◆ RECORDED INFORMATION:
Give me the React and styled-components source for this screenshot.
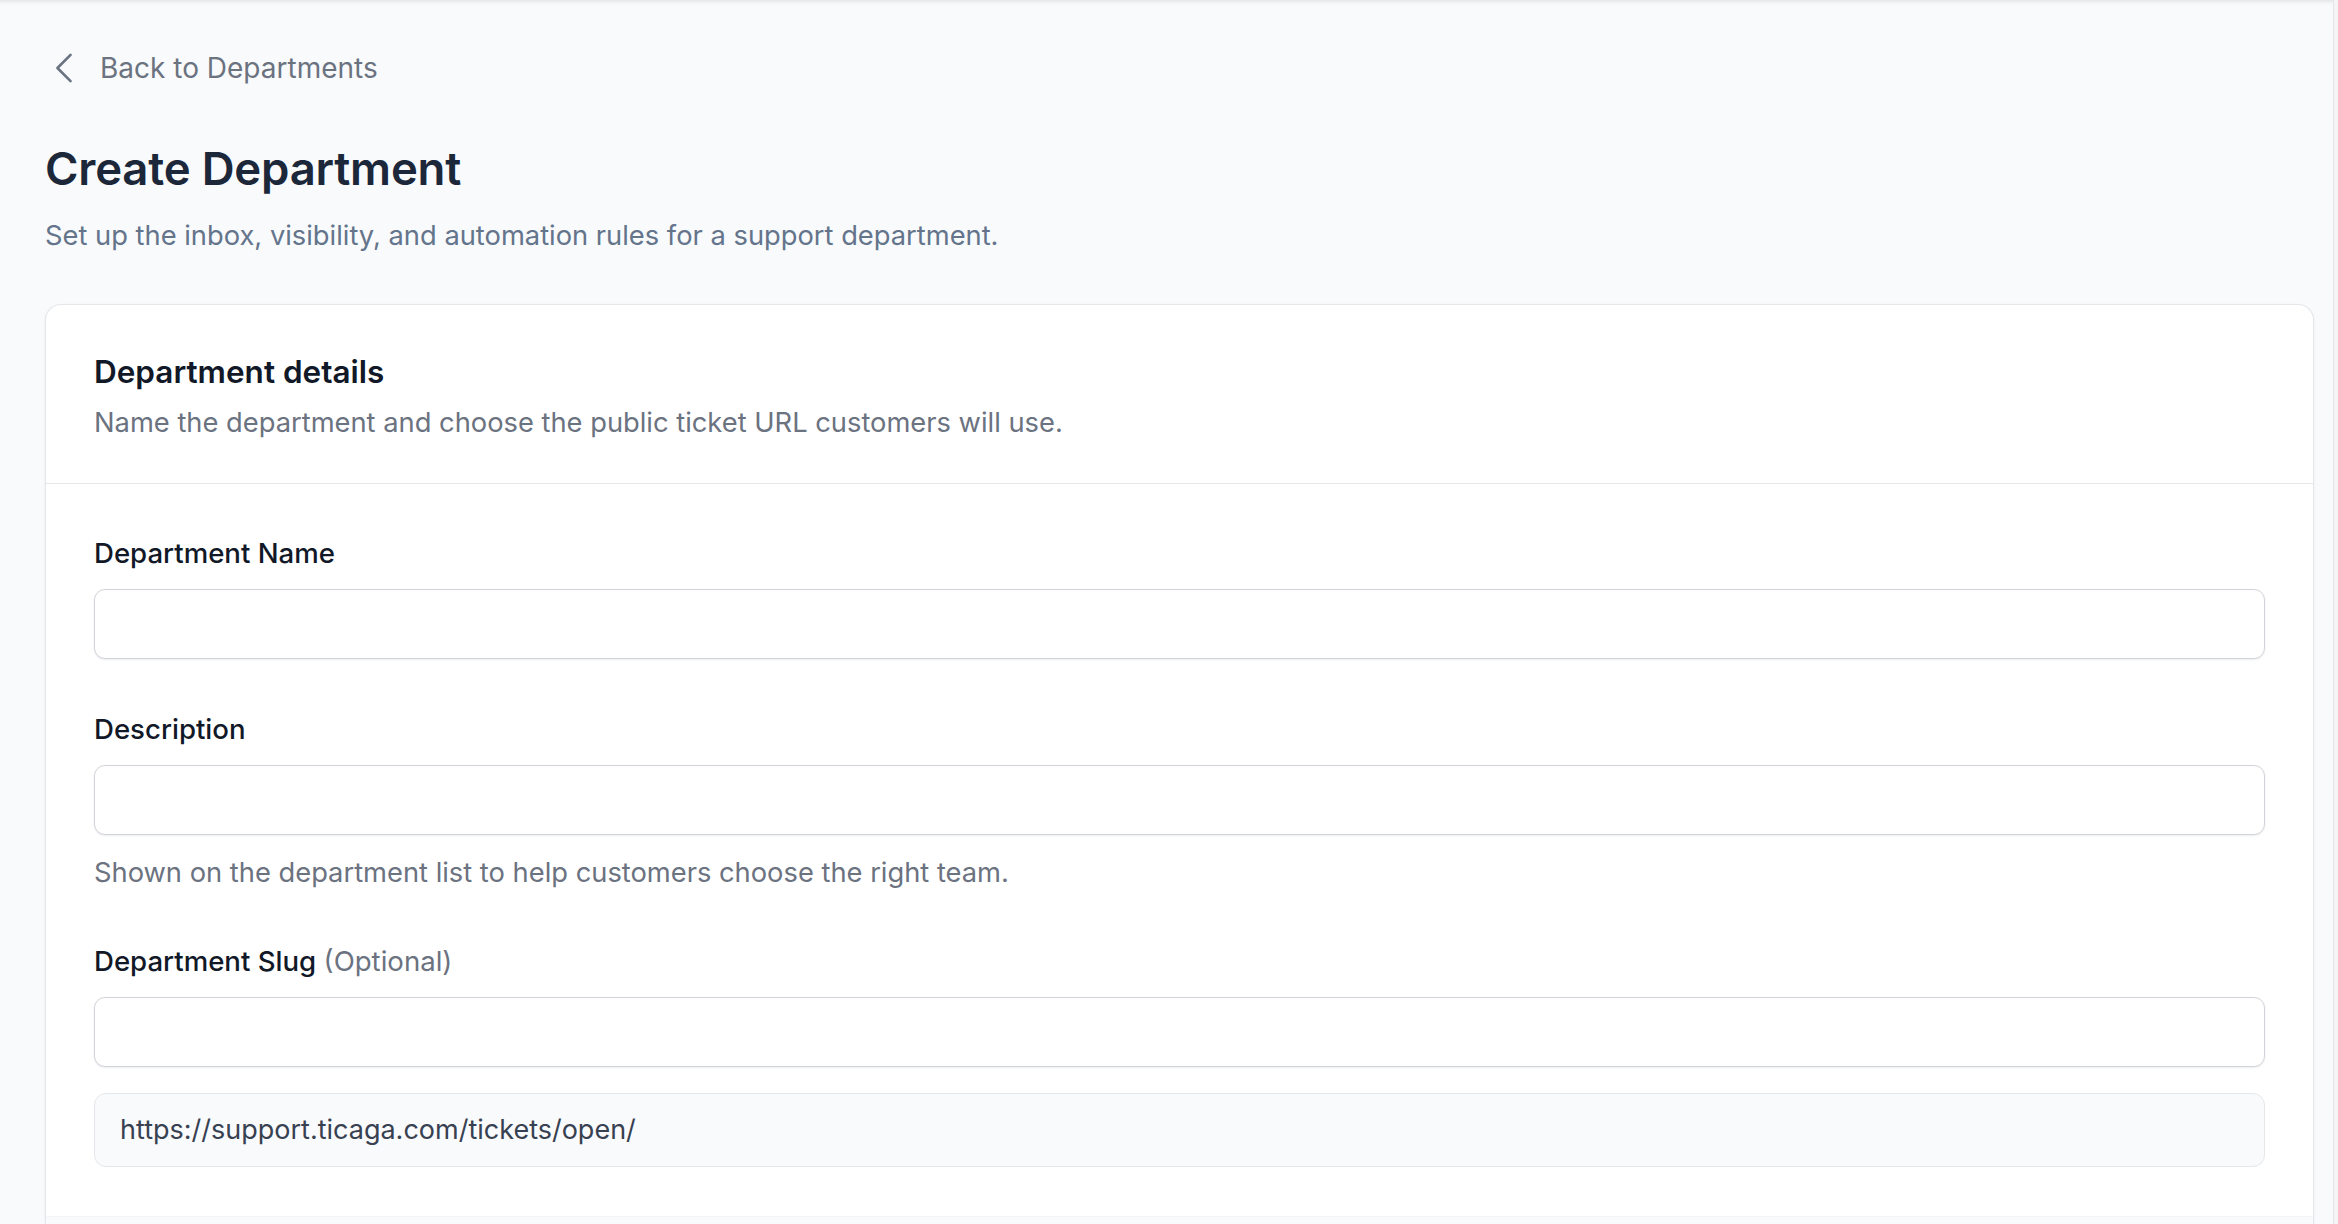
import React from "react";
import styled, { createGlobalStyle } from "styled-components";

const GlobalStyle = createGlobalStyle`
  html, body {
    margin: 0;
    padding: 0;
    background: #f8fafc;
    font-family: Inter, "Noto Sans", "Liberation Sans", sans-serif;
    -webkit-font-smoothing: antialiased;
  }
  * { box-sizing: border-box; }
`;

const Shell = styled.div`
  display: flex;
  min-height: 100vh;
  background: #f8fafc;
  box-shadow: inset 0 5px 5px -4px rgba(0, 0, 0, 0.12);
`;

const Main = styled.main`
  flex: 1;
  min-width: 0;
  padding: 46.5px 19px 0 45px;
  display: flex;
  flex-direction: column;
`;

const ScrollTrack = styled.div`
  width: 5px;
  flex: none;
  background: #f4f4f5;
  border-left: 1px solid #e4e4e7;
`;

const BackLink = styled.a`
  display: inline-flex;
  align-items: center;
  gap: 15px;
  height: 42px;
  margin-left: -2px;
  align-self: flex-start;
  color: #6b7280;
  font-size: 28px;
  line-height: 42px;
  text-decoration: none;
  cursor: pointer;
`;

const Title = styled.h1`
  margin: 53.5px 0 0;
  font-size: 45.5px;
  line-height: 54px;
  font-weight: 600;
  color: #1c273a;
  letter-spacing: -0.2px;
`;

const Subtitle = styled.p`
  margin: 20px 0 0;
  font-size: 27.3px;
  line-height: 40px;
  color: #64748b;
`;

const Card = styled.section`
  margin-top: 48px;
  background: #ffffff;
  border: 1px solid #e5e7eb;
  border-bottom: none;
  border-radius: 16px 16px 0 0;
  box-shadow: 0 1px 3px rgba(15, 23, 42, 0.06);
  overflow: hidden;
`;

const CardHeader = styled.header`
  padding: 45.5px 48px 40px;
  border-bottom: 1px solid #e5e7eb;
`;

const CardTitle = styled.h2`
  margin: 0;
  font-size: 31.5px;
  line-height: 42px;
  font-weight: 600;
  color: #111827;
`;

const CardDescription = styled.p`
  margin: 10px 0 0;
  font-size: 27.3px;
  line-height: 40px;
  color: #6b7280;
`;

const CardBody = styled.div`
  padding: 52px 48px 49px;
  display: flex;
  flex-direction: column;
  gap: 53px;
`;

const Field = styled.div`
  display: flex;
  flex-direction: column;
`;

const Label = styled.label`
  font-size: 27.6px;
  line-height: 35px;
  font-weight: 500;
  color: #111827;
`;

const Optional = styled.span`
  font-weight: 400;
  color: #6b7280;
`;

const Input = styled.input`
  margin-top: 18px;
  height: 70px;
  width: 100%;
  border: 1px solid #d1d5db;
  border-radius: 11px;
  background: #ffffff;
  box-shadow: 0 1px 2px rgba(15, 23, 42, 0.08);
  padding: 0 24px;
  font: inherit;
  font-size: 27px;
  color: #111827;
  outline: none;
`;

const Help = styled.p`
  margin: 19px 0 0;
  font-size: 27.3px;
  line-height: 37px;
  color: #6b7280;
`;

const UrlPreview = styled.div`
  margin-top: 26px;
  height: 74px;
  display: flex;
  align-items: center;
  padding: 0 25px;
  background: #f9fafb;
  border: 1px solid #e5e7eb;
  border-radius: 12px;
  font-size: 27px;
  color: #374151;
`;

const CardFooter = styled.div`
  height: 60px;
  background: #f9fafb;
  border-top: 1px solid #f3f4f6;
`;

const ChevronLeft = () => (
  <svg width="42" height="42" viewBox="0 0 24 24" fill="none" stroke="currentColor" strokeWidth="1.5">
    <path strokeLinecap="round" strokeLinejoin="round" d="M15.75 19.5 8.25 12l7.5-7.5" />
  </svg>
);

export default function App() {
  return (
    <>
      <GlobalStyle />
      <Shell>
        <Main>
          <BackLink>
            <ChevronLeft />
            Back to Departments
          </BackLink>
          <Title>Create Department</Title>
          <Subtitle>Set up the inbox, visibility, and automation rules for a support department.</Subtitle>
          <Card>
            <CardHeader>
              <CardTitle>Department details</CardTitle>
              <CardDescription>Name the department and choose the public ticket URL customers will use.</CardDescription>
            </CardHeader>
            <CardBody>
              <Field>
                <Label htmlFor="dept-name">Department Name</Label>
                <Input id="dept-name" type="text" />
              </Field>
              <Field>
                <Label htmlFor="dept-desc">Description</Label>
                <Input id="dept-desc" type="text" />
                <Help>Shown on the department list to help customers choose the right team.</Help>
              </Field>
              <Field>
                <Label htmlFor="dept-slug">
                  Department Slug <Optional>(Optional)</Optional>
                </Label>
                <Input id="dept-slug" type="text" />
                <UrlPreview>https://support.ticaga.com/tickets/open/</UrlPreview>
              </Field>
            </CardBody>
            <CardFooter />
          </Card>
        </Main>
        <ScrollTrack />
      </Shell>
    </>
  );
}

* * *

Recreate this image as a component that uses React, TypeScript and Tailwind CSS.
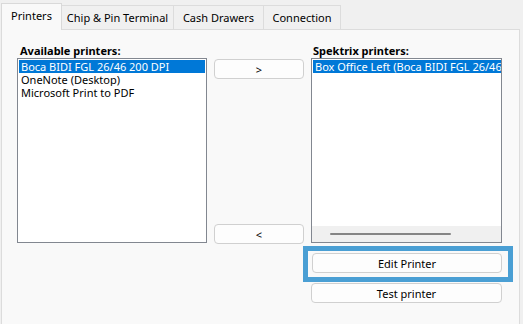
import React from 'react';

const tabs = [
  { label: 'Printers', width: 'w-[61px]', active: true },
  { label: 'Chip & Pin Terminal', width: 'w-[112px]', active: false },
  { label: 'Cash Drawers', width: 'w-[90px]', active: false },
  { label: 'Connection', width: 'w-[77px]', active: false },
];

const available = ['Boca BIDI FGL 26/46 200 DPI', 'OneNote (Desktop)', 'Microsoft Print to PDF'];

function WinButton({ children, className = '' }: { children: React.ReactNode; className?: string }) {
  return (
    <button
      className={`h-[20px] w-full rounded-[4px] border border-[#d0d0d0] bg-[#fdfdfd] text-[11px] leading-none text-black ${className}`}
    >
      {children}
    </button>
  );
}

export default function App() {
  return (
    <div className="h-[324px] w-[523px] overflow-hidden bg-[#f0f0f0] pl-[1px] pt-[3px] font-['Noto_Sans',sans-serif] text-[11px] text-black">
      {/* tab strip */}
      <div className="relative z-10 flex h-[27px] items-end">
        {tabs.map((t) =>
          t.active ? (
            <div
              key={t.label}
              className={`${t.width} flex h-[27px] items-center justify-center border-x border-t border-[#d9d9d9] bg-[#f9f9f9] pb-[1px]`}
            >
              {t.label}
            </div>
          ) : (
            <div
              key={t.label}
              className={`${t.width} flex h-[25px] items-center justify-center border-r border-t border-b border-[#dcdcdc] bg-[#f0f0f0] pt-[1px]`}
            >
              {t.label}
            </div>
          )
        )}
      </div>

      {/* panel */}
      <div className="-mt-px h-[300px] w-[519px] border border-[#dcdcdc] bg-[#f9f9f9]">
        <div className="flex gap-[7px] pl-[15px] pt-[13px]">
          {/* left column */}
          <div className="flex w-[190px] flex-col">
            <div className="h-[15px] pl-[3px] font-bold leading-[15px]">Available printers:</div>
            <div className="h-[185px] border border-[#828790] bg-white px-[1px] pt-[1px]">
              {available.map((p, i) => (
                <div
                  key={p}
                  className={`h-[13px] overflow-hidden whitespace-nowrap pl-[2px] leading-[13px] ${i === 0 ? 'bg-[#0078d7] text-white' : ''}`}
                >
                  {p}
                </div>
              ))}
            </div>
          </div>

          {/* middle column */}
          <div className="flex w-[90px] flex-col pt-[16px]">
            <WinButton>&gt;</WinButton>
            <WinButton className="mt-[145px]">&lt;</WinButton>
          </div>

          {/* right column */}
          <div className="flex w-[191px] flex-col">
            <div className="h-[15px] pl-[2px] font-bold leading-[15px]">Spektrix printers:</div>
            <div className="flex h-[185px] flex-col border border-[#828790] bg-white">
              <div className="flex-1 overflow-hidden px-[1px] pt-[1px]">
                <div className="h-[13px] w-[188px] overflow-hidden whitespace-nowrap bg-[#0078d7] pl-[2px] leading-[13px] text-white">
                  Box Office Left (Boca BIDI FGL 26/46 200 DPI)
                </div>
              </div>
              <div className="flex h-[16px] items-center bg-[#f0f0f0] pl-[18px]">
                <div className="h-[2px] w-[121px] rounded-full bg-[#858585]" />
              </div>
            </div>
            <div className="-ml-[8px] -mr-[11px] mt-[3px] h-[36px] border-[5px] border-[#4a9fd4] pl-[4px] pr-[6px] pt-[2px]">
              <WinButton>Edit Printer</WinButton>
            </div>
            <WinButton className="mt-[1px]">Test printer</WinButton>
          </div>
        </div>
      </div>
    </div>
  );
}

...

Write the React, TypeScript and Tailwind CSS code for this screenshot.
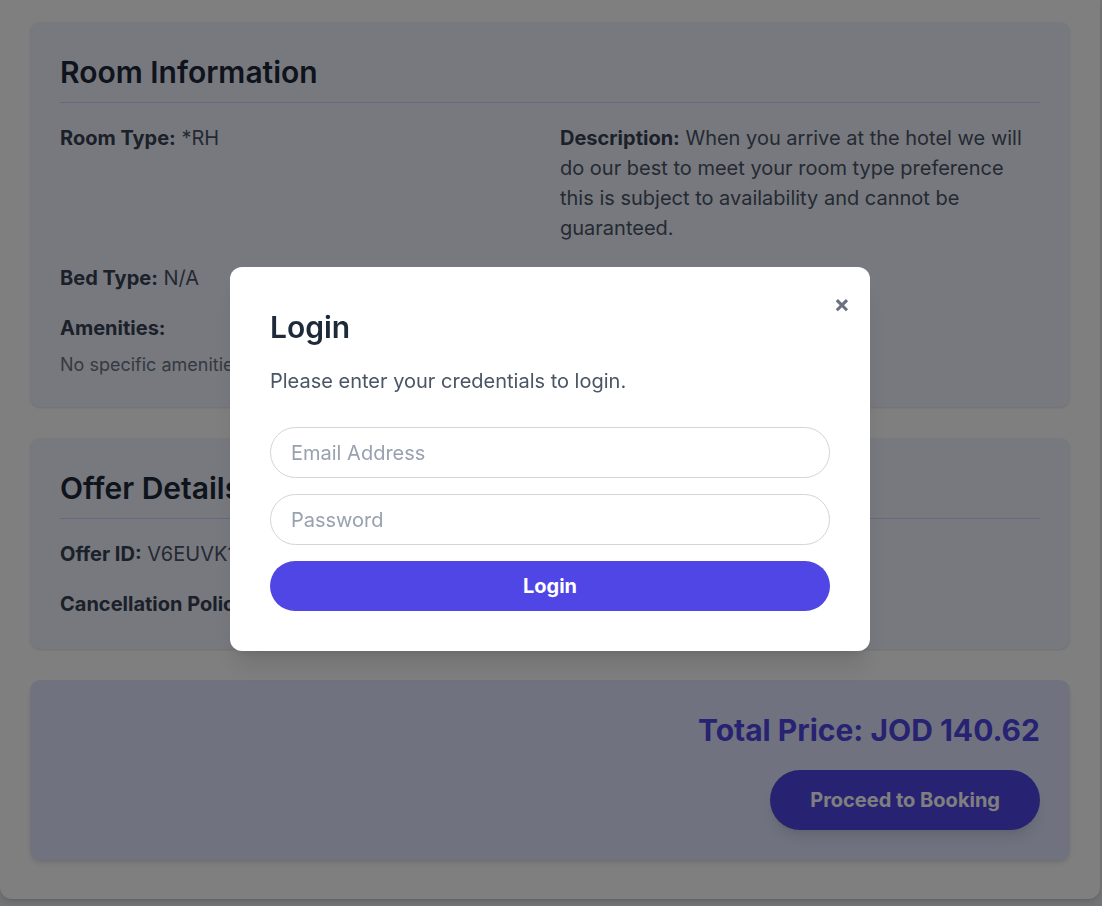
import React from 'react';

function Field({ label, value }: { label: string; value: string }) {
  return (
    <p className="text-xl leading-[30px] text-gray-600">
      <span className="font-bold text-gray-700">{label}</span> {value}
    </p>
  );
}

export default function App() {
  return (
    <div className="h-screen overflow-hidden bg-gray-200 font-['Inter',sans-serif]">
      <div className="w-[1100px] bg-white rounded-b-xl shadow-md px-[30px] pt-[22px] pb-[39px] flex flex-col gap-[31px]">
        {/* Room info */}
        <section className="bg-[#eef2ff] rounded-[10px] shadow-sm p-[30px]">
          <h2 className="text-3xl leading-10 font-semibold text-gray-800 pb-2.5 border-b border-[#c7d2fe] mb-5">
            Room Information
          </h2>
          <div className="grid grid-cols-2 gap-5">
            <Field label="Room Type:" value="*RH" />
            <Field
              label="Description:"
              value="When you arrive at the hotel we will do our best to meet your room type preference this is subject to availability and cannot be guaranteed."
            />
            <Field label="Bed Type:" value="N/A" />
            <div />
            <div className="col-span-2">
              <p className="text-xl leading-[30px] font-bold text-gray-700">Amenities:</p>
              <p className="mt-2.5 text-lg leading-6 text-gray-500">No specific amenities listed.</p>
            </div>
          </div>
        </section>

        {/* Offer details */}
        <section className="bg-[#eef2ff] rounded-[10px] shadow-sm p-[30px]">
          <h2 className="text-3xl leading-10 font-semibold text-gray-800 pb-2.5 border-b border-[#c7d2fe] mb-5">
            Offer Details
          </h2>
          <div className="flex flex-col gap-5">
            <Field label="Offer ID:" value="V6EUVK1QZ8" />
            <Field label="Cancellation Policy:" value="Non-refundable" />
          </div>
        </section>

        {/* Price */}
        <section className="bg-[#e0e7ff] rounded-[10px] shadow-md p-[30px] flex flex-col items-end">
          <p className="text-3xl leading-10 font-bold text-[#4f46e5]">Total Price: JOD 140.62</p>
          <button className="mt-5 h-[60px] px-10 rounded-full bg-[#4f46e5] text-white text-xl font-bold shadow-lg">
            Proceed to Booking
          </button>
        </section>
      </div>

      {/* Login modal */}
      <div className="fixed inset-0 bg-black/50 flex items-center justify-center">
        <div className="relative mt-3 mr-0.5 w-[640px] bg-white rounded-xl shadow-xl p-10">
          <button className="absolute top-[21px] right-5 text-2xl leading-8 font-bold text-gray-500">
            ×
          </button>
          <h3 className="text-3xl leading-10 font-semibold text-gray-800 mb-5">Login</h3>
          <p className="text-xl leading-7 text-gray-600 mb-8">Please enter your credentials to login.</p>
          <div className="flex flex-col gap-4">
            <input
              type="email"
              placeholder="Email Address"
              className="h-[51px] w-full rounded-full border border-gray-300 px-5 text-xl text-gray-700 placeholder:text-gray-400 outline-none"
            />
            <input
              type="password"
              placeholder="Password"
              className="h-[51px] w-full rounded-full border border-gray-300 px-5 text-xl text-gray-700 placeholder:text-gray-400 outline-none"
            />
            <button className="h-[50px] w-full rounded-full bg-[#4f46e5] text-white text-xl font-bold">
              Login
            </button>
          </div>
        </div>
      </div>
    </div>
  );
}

◆ AIM: Your job is to reproduce the lines from the one with "Recreate this image" through the one with "const available = ['Boca", both kept, exactly as they are. Leave out the pictures.

◆ TASK OUTPUT:
Recreate this image as a component that uses React, TypeScript and Tailwind CSS.
import React from 'react';

const tabs = [
  { label: 'Printers', width: 'w-[61px]', active: true },
  { label: 'Chip & Pin Terminal', width: 'w-[112px]', active: false },
  { label: 'Cash Drawers', width: 'w-[90px]', active: false },
  { label: 'Connection', width: 'w-[77px]', active: false },
];

const available = ['Boca BIDI FGL 26/46 200 DPI', 'OneNote (Desktop)', 'Microsoft Print to PDF'];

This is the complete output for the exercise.